■ GIVEN MATERIAL
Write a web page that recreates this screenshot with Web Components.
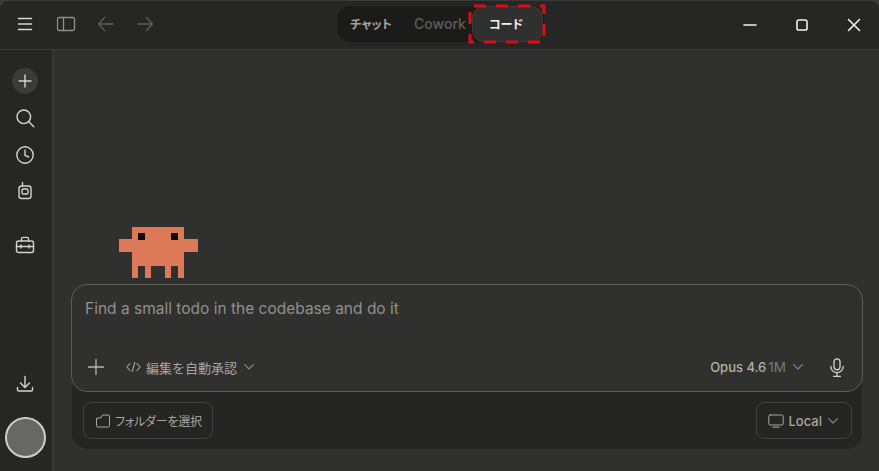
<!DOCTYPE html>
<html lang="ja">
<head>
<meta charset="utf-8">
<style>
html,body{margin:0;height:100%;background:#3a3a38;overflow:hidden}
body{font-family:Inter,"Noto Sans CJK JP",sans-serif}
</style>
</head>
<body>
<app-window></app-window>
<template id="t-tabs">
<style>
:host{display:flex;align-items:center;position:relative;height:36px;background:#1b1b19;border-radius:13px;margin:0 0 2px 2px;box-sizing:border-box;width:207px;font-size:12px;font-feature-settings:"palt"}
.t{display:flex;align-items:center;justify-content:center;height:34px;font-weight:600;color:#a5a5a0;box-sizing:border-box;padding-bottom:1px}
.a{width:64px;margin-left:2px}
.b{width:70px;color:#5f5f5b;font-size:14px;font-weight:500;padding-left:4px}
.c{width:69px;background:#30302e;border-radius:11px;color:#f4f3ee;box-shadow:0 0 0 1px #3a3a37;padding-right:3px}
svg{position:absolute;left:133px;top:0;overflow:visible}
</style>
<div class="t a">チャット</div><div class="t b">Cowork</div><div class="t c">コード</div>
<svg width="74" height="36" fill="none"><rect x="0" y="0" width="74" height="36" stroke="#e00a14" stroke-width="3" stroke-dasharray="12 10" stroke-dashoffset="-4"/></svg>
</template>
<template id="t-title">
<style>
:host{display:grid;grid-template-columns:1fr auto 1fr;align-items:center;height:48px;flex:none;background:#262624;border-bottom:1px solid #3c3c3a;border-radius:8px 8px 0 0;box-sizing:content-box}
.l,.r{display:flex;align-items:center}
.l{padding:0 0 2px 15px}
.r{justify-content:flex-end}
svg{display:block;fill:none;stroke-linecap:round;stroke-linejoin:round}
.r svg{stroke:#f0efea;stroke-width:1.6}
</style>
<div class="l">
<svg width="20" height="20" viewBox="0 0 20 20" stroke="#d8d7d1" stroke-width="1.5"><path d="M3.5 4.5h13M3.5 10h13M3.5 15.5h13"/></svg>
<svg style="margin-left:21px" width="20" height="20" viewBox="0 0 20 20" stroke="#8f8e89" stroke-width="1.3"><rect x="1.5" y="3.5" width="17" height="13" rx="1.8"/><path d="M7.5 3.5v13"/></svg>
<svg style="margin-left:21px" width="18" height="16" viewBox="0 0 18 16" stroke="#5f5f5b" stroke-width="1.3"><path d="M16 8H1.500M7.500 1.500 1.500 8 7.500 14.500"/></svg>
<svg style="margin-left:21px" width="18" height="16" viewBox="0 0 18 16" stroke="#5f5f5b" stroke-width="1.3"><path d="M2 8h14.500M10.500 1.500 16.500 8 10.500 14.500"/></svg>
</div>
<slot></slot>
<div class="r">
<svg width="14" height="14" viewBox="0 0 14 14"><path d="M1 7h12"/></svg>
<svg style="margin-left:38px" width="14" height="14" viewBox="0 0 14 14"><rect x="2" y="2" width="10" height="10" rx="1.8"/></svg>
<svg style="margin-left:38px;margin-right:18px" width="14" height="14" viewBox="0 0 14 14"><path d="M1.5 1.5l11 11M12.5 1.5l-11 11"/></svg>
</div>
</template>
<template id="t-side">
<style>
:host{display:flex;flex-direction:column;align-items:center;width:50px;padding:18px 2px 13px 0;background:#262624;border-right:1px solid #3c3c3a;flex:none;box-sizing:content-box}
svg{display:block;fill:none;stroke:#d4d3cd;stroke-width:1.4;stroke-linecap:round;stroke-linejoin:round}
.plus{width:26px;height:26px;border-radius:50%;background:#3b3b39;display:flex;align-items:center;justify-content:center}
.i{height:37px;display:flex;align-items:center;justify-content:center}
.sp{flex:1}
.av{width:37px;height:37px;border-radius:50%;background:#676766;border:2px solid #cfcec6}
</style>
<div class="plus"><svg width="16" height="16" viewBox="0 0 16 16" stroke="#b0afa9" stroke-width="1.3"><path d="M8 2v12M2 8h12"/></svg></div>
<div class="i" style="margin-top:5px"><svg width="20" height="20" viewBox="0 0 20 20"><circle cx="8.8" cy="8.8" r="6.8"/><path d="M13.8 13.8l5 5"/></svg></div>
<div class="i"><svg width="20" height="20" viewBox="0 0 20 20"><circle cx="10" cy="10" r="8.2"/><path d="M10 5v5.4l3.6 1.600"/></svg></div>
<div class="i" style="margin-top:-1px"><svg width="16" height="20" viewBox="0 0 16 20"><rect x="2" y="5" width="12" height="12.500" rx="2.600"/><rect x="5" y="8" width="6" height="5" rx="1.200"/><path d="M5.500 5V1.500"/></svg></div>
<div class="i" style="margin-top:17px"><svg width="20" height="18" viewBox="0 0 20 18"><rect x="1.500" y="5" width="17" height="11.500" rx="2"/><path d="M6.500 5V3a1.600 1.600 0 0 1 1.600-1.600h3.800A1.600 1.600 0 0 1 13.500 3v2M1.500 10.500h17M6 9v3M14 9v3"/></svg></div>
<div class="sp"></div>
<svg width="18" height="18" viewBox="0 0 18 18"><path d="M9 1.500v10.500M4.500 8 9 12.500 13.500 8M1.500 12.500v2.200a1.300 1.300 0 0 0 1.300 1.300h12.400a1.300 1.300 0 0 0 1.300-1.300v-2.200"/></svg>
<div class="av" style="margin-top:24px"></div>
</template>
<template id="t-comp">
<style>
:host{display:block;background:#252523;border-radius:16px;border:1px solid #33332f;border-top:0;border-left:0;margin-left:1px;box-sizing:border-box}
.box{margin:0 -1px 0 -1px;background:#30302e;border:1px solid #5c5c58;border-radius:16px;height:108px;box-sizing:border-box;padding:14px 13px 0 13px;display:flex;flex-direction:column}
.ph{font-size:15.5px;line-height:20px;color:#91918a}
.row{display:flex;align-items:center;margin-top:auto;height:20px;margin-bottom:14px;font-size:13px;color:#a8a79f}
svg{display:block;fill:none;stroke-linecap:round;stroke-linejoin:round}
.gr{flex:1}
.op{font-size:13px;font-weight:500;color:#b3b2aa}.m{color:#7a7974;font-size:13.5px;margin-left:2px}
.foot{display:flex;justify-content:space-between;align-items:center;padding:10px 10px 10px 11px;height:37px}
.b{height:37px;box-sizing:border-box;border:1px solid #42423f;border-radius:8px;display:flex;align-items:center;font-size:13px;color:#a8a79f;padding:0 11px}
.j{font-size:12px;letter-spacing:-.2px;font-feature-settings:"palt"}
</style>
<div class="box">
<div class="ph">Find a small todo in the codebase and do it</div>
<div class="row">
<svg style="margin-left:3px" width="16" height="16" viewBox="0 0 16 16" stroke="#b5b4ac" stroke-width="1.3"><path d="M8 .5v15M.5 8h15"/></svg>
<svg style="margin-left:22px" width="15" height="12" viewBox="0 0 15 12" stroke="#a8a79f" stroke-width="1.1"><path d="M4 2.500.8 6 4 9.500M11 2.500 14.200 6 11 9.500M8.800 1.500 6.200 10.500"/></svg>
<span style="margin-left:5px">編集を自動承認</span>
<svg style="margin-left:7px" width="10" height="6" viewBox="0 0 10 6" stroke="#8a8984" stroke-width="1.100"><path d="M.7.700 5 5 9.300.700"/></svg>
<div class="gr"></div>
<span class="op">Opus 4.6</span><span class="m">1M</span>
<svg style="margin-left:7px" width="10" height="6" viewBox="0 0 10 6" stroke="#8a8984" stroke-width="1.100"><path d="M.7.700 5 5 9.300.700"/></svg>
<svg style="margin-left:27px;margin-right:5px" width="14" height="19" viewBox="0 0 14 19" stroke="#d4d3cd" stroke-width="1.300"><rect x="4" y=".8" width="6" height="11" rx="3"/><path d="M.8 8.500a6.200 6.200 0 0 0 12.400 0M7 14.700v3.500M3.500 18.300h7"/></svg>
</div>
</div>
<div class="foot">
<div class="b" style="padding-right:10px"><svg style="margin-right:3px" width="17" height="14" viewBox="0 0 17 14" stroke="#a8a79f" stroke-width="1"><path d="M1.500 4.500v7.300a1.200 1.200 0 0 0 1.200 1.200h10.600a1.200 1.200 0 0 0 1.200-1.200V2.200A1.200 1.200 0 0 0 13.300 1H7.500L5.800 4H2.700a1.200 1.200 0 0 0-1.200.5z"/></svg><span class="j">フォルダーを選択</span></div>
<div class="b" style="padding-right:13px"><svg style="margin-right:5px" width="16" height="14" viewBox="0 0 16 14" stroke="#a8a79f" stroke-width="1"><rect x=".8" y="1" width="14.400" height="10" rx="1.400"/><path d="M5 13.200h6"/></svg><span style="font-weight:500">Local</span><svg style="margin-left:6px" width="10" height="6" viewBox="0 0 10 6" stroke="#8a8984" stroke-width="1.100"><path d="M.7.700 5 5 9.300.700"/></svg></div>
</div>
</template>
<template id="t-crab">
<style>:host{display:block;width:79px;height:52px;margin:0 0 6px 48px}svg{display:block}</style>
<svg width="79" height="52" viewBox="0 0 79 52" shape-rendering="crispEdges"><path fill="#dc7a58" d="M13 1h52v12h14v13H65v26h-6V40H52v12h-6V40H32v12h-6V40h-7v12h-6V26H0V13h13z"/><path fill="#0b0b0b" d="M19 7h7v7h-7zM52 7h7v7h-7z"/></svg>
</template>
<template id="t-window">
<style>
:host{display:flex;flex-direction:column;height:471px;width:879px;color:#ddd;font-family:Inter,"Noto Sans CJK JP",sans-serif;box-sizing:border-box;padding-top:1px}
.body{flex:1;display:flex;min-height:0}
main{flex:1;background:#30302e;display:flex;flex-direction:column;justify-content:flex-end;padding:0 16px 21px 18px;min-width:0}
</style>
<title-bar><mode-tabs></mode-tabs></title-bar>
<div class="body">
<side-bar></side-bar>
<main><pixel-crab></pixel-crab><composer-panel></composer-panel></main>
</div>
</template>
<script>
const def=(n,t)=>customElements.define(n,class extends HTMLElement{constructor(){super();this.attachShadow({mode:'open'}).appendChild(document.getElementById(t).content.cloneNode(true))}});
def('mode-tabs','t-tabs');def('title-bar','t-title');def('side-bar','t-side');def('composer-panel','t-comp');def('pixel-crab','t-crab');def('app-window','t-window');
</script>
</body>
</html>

■ STATED TASK
List each line holding the string "this".

■ FINISHED TASK
Write a web page that recreates this screenshot with Web Components.
const def=(n,t)=>customElements.define(n,class extends HTMLElement{constructor(){super();this.attachShadow({mode:'open'}).appendChild(document.getElementById(t).content.cloneNode(true))}});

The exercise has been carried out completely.